**SET EXERCISE:**
Every line of the listing must be reproduced as it stands. Leave the images behind.

**PROVIDED MATERIAL:**

◇ ◇ ◇

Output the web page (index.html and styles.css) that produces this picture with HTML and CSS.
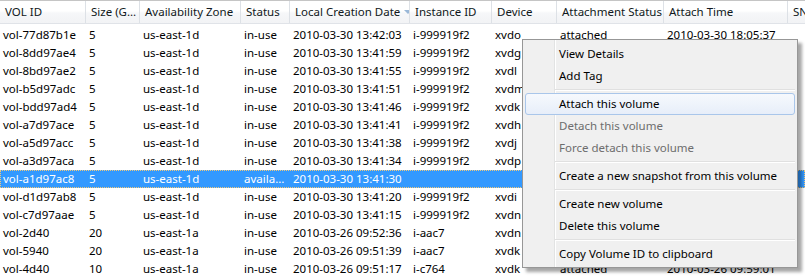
FILE: index.html
```html
<!DOCTYPE html>
<html lang="en">
<head>
    <meta charset="UTF-8">
    <title>Volumes</title>
    <link rel="stylesheet" href="styles.css">
</head>
<body>
    <!-- Volume list -->
    <div class="list">
        <div class="head cols">
            <div class="hcell">VOL ID</div>
            <div class="hcell">Size (GiB)</div>
            <div class="hcell">Availability Zone</div>
            <div class="hcell">Status</div>
            <div class="hcell sorted">Local Creation Date<span class="arrow"></span></div>
            <div class="hcell">Instance ID</div>
            <div class="hcell">Device</div>
            <div class="hcell">Attachment Status</div>
            <div class="hcell">Attach Time</div>
            <div class="hcell">SNAPSHOT</div>
        </div>
        <div class="rows" id="rows"></div>
    </div>

    <!-- Context menu -->
    <div class="menu">
        <div class="item">View Details</div>
        <div class="item">Add Tag</div>
        <div class="sep"></div>
        <div class="item hover">Attach this volume</div>
        <div class="item disabled">Detach this volume</div>
        <div class="item disabled">Force detach this volume</div>
        <div class="sep"></div>
        <div class="item">Create a new snapshot from this volume</div>
        <div class="sep"></div>
        <div class="item">Create new volume</div>
        <div class="item">Delete this volume</div>
        <div class="sep"></div>
        <div class="item">Copy Volume ID to clipboard</div>
    </div>

    <script>
        const volumes = [
            ["vol-77d87b1e", "5", "us-east-1d", "in-use", "2010-03-30 13:42:03", "i-999919f2", "xvdo", "attached", "2010-03-30 18:05:37"],
            ["vol-8dd97ae4", "5", "us-east-1d", "in-use", "2010-03-30 13:41:59", "i-999919f2", "xvdg", "attached", "2010-03-30 18:05:31"],
            ["vol-8bd97ae2", "5", "us-east-1d", "in-use", "2010-03-30 13:41:55", "i-999919f2", "xvdl", "attached", "2010-03-30 18:05:26"],
            ["vol-b5d97adc", "5", "us-east-1d", "in-use", "2010-03-30 13:41:51", "i-999919f2", "xvdm", "attached", "2010-03-30 18:05:20"],
            ["vol-bdd97ad4", "5", "us-east-1d", "in-use", "2010-03-30 13:41:46", "i-999919f2", "xvdk", "attached", "2010-03-30 18:05:14"],
            ["vol-a7d97ace", "5", "us-east-1d", "in-use", "2010-03-30 13:41:41", "i-999919f2", "xvdh", "attached", "2010-03-30 18:05:09"],
            ["vol-a5d97acc", "5", "us-east-1d", "in-use", "2010-03-30 13:41:38", "i-999919f2", "xvdj", "attached", "2010-03-30 18:05:03"],
            ["vol-a3d97aca", "5", "us-east-1d", "in-use", "2010-03-30 13:41:34", "i-999919f2", "xvdp", "attached", "2010-03-30 18:04:58"],
            ["vol-a1d97ac8", "5", "us-east-1d", "available", "2010-03-30 13:41:30", "", "", "", ""],
            ["vol-d1d97ab8", "5", "us-east-1d", "in-use", "2010-03-30 13:41:20", "i-999919f2", "xvdi", "attached", "2010-03-30 18:04:51"],
            ["vol-c7d97aae", "5", "us-east-1d", "in-use", "2010-03-30 13:41:15", "i-999919f2", "xvdn", "attached", "2010-03-30 18:04:45"],
            ["vol-2d40", "20", "us-east-1a", "in-use", "2010-03-26 09:52:36", "i-aac7", "xvdn", "attached", "2010-03-26 10:01:12"],
            ["vol-5940", "20", "us-east-1a", "in-use", "2010-03-26 09:51:39", "i-aac7", "xvdk", "attached", "2010-03-26 10:00:40"],
            ["vol-4d40", "10", "us-east-1a", "in-use", "2010-03-26 09:51:17", "i-c764", "xvdk", "attached", "2010-03-26 09:59:01"]
        ];
        const selected = 8;

        const rows = document.getElementById("rows");
        volumes.forEach(function (vol, i) {
            const row = document.createElement("div");
            row.className = "row cols" + (i === selected ? " selected" : "");
            vol.concat([""]).forEach(function (value) {
                const cell = document.createElement("div");
                cell.className = "cell";
                cell.textContent = value;
                row.appendChild(cell);
            });
            rows.appendChild(row);
        });
    </script>
</body>
</html>
```

FILE: styles.css
```css
/* Page */
body {
    margin: 0;
    background-color: #fff;
    font-family: "Noto Sans", "Liberation Sans", sans-serif;
    font-size: 11.5px;
    color: #000;
    overflow: hidden;
}

/* Shared column layout for header and rows */
.cols {
    display: grid;
    grid-template-columns: 86px 54px 101px 49px 120px 82px 65px 107px 124px 1fr;
}

/* Header */
.head {
    height: 22px;
    border-top: 1px solid #c5c5c5;
    border-bottom: 1px solid #e0e3e8;
    background: linear-gradient(#ffffff, #ffffff 45%, #f6f7f9 55%, #f2f3f5);
}

.hcell {
    padding: 3px 0 0 5px;
    border-right: 1px solid #dde1e6;
    white-space: nowrap;
    overflow: hidden;
    text-overflow: ellipsis;
    color: #101820;
}

.hcell:last-child {
    border-right: none;
    text-overflow: clip;
}

.sorted {
    display: flex;
}

.arrow {
    margin: 6px 0 0 4px;
    width: 0;
    height: 0;
    border-left: 4px solid transparent;
    border-right: 4px solid transparent;
    border-top: 4px solid #9ab8d8;
}

/* Rows */
.rows {
    padding-top: 2px;
}

.row {
    height: 18px;
    line-height: 18px;
}

.cell {
    padding-left: 3px;
    white-space: nowrap;
    overflow: hidden;
    text-overflow: ellipsis;
}

.row.selected {
    background-color: #3399ff;
    color: #fff;
    outline: 1px dotted #f0c87a;
    outline-offset: -1px;
}

/* Context menu */
.menu {
    position: absolute;
    left: 522px;
    top: 39px;
    width: 270px;
    padding: 3px 2px 2px;
    border: 1px solid #979797;
    background-color: #f0f0f0;
    background-image: linear-gradient(to right, transparent 31px, #e2e3e3 31px, #e2e3e3 32px, #ffffff 32px, #ffffff 33px, transparent 33px);
    box-shadow: 4px 4px 3px rgba(0, 0, 0, 0.35);
}

.item {
    height: 22px;
    line-height: 20px;
    padding-left: 33px;
    border: 1px solid transparent;
    box-sizing: border-box;
    white-space: nowrap;
}

.item.hover {
    border-color: #a9c6ea;
    border-radius: 3px;
    background: linear-gradient(#f6f9fd, #e7eef9);
}

.item.disabled {
    color: #6d6d6d;
}

.sep {
    height: 1px;
    margin: 2px 0 2px 30px;
    background-color: #e0e0e0;
    border-bottom: 1px solid #ffffff;
}
```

◇ ◇ ◇

**TASK RESPONSE:**
Output the web page (index.html and styles.css) that produces this picture with HTML and CSS.
FILE: index.html
```html
<!DOCTYPE html>
<html lang="en">
<head>
    <meta charset="UTF-8">
    <title>Volumes</title>
    <link rel="stylesheet" href="styles.css">
</head>
<body>
    <!-- Volume list -->
    <div class="list">
        <div class="head cols">
            <div class="hcell">VOL ID</div>
            <div class="hcell">Size (GiB)</div>
            <div class="hcell">Availability Zone</div>
            <div class="hcell">Status</div>
            <div class="hcell sorted">Local Creation Date<span class="arrow"></span></div>
            <div class="hcell">Instance ID</div>
            <div class="hcell">Device</div>
            <div class="hcell">Attachment Status</div>
            <div class="hcell">Attach Time</div>
            <div class="hcell">SNAPSHOT</div>
        </div>
        <div class="rows" id="rows"></div>
    </div>

    <!-- Context menu -->
    <div class="menu">
        <div class="item">View Details</div>
        <div class="item">Add Tag</div>
        <div class="sep"></div>
        <div class="item hover">Attach this volume</div>
        <div class="item disabled">Detach this volume</div>
        <div class="item disabled">Force detach this volume</div>
        <div class="sep"></div>
        <div class="item">Create a new snapshot from this volume</div>
        <div class="sep"></div>
        <div class="item">Create new volume</div>
        <div class="item">Delete this volume</div>
        <div class="sep"></div>
        <div class="item">Copy Volume ID to clipboard</div>
    </div>

    <script>
        const volumes = [
            ["vol-77d87b1e", "5", "us-east-1d", "in-use", "2010-03-30 13:42:03", "i-999919f2", "xvdo", "attached", "2010-03-30 18:05:37"],
            ["vol-8dd97ae4", "5", "us-east-1d", "in-use", "2010-03-30 13:41:59", "i-999919f2", "xvdg", "attached", "2010-03-30 18:05:31"],
            ["vol-8bd97ae2", "5", "us-east-1d", "in-use", "2010-03-30 13:41:55", "i-999919f2", "xvdl", "attached", "2010-03-30 18:05:26"],
            ["vol-b5d97adc", "5", "us-east-1d", "in-use", "2010-03-30 13:41:51", "i-999919f2", "xvdm", "attached", "2010-03-30 18:05:20"],
            ["vol-bdd97ad4", "5", "us-east-1d", "in-use", "2010-03-30 13:41:46", "i-999919f2", "xvdk", "attached", "2010-03-30 18:05:14"],
            ["vol-a7d97ace", "5", "us-east-1d", "in-use", "2010-03-30 13:41:41", "i-999919f2", "xvdh", "attached", "2010-03-30 18:05:09"],
            ["vol-a5d97acc", "5", "us-east-1d", "in-use", "2010-03-30 13:41:38", "i-999919f2", "xvdj", "attached", "2010-03-30 18:05:03"],
            ["vol-a3d97aca", "5", "us-east-1d", "in-use", "2010-03-30 13:41:34", "i-999919f2", "xvdp", "attached", "2010-03-30 18:04:58"],
            ["vol-a1d97ac8", "5", "us-east-1d", "available", "2010-03-30 13:41:30", "", "", "", ""],
            ["vol-d1d97ab8", "5", "us-east-1d", "in-use", "2010-03-30 13:41:20", "i-999919f2", "xvdi", "attached", "2010-03-30 18:04:51"],
            ["vol-c7d97aae", "5", "us-east-1d", "in-use", "2010-03-30 13:41:15", "i-999919f2", "xvdn", "attached", "2010-03-30 18:04:45"],
            ["vol-2d40", "20", "us-east-1a", "in-use", "2010-03-26 09:52:36", "i-aac7", "xvdn", "attached", "2010-03-26 10:01:12"],
            ["vol-5940", "20", "us-east-1a", "in-use", "2010-03-26 09:51:39", "i-aac7", "xvdk", "attached", "2010-03-26 10:00:40"],
            ["vol-4d40", "10", "us-east-1a", "in-use", "2010-03-26 09:51:17", "i-c764", "xvdk", "attached", "2010-03-26 09:59:01"]
        ];
        const selected = 8;

        const rows = document.getElementById("rows");
        volumes.forEach(function (vol, i) {
            const row = document.createElement("div");
            row.className = "row cols" + (i === selected ? " selected" : "");
            vol.concat([""]).forEach(function (value) {
                const cell = document.createElement("div");
                cell.className = "cell";
                cell.textContent = value;
                row.appendChild(cell);
            });
            rows.appendChild(row);
        });
    </script>
</body>
</html>
```

FILE: styles.css
```css
/* Page */
body {
    margin: 0;
    background-color: #fff;
    font-family: "Noto Sans", "Liberation Sans", sans-serif;
    font-size: 11.5px;
    color: #000;
    overflow: hidden;
}

/* Shared column layout for header and rows */
.cols {
    display: grid;
    grid-template-columns: 86px 54px 101px 49px 120px 82px 65px 107px 124px 1fr;
}

/* Header */
.head {
    height: 22px;
    border-top: 1px solid #c5c5c5;
    border-bottom: 1px solid #e0e3e8;
    background: linear-gradient(#ffffff, #ffffff 45%, #f6f7f9 55%, #f2f3f5);
}

.hcell {
    padding: 3px 0 0 5px;
    border-right: 1px solid #dde1e6;
    white-space: nowrap;
    overflow: hidden;
    text-overflow: ellipsis;
    color: #101820;
}

.hcell:last-child {
    border-right: none;
    text-overflow: clip;
}

.sorted {
    display: flex;
}

.arrow {
    margin: 6px 0 0 4px;
    width: 0;
    height: 0;
    border-left: 4px solid transparent;
    border-right: 4px solid transparent;
    border-top: 4px solid #9ab8d8;
}

/* Rows */
.rows {
    padding-top: 2px;
}

.row {
    height: 18px;
    line-height: 18px;
}

.cell {
    padding-left: 3px;
    white-space: nowrap;
    overflow: hidden;
    text-overflow: ellipsis;
}

.row.selected {
    background-color: #3399ff;
    color: #fff;
    outline: 1px dotted #f0c87a;
    outline-offset: -1px;
}

/* Context menu */
.menu {
    position: absolute;
    left: 522px;
    top: 39px;
    width: 270px;
    padding: 3px 2px 2px;
    border: 1px solid #979797;
    background-color: #f0f0f0;
    background-image: linear-gradient(to right, transparent 31px, #e2e3e3 31px, #e2e3e3 32px, #ffffff 32px, #ffffff 33px, transparent 33px);
    box-shadow: 4px 4px 3px rgba(0, 0, 0, 0.35);
}

.item {
    height: 22px;
    line-height: 20px;
    padding-left: 33px;
    border: 1px solid transparent;
    box-sizing: border-box;
    white-space: nowrap;
}

.item.hover {
    border-color: #a9c6ea;
    border-radius: 3px;
    background: linear-gradient(#f6f9fd, #e7eef9);
}

.item.disabled {
    color: #6d6d6d;
}

.sep {
    height: 1px;
    margin: 2px 0 2px 30px;
    background-color: #e0e0e0;
    border-bottom: 1px solid #ffffff;
}
```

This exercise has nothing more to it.